═══ PROVIDED DATA ═══

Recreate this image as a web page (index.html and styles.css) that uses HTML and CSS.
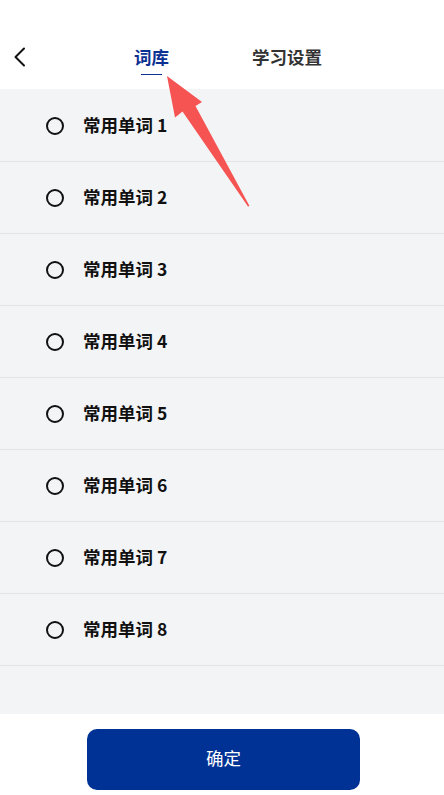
FILE: index.html
```html
<!DOCTYPE html>
<html lang="zh">
<head>
<meta charset="utf-8">
<link rel="stylesheet" href="styles.css">
</head>
<body>
<div class="page">
  <header class="nav">
    <div class="back">
      <svg width="14" height="20" viewBox="0 0 14 20"><path d="M11 1.5 L2.5 10 L11 18.5" fill="none" stroke="#111" stroke-width="2" stroke-linecap="round" stroke-linejoin="round"/></svg>
    </div>
    <div class="tabs">
      <div class="tab active">词库<span class="bar"></span></div>
      <div class="tab">学习设置</div>
    </div>
  </header>
  <main class="list">
    <div class="row"><span class="radio"></span><span class="label">常用单词 1</span></div>
    <div class="row"><span class="radio"></span><span class="label">常用单词 2</span></div>
    <div class="row"><span class="radio"></span><span class="label">常用单词 3</span></div>
    <div class="row"><span class="radio"></span><span class="label">常用单词 4</span></div>
    <div class="row"><span class="radio"></span><span class="label">常用单词 5</span></div>
    <div class="row"><span class="radio"></span><span class="label">常用单词 6</span></div>
    <div class="row"><span class="radio"></span><span class="label">常用单词 7</span></div>
    <div class="row"><span class="radio"></span><span class="label">常用单词 8</span></div>
  </main>
  <footer class="foot">
    <button class="confirm">确定</button>
  </footer>
  <svg class="arrow" width="444" height="795" viewBox="0 0 444 795">
    <polygon points="167,76 202,102 195.5,106 249.5,206 248,206.5 182.5,111.5 175,117.5" fill="#f65353"/>
  </svg>
</div>
</body>
</html>
```
FILE: styles.css
```css
* { box-sizing: border-box; }
html, body { margin: 0; padding: 0; background: #fff; }
body {
  font-family: "Noto Sans CJK SC", "Noto Sans", sans-serif;
  width: 444px;
  height: 795px;
  overflow: hidden;
}
.page { position: relative; width: 444px; height: 795px; display: flex; flex-direction: column; }
.nav {
  height: 89px;
  display: flex;
  align-items: flex-start;
  padding: 47px 0 0 13px;
}
.back { width: 14px; height: 20px; display: flex; }
.tabs {
  display: flex;
  gap: 83px;
  margin-left: 107px;
  margin-top: -1px;
}
.tab {
  position: relative;
  font-size: 17.5px;
  font-weight: 700;
  line-height: 22px;
  color: #333;
}
.tab.active { color: #0b3192; }
.bar {
  position: absolute;
  left: 7px;
  top: 28px;
  width: 21px;
  height: 1px;
  background: #0b3192;
}
.list {
  background: #f3f4f6;
  padding-bottom: 48px;
  padding-top: 0.5px;
}
.row {
  height: 72px;
  border-bottom: 1px solid #e2e3e6;
  display: flex;
  align-items: center;
  padding-left: 46px;
}
.radio {
  width: 18px;
  height: 18px;
  border: 2px solid #111;
  border-radius: 50%;
  margin-top: 1px;
}
.label {
  margin-left: 19px;
  font-size: 17.5px;
  font-weight: 700;
  color: #111;
  line-height: 22px;
}
.foot {
  flex: 1;
  display: flex;
  justify-content: center;
  padding-top: 15px;
  padding-left: 3px;
}
.confirm {
  width: 273px;
  height: 61px;
  border: none;
  border-radius: 10px;
  background: #003194;
  color: #fff;
  font-family: "Noto Sans CJK SC", "Noto Sans", sans-serif;
  font-size: 17.5px;
  font-weight: 400;
  padding: 0 0 3px;
}
.arrow { position: absolute; left: 0; top: 0; pointer-events: none; }
```
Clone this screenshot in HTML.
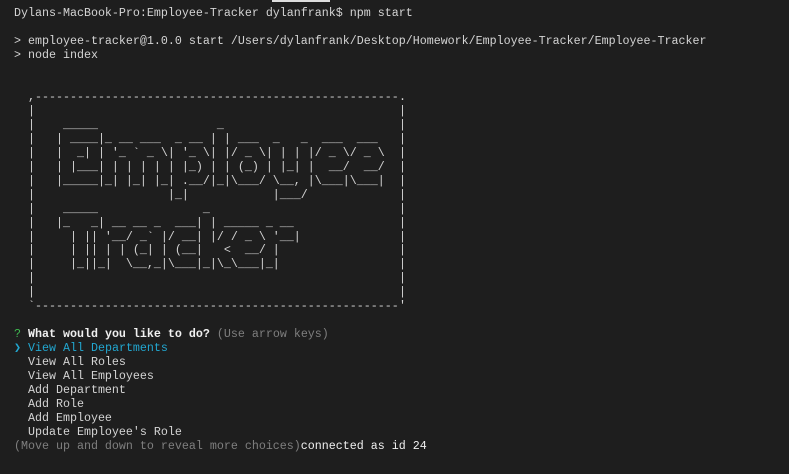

═══

> **TASK TO COMPLETE**: Extract all lines containing the word "page".

> **RESPONSE TO THIS TASK**:
Recreate this image as a web page (index.html and styles.css) that uses HTML and CSS.
<div class="page">
.page { position: relative; width: 444px; height: 795px; display: flex; flex-direction: column; }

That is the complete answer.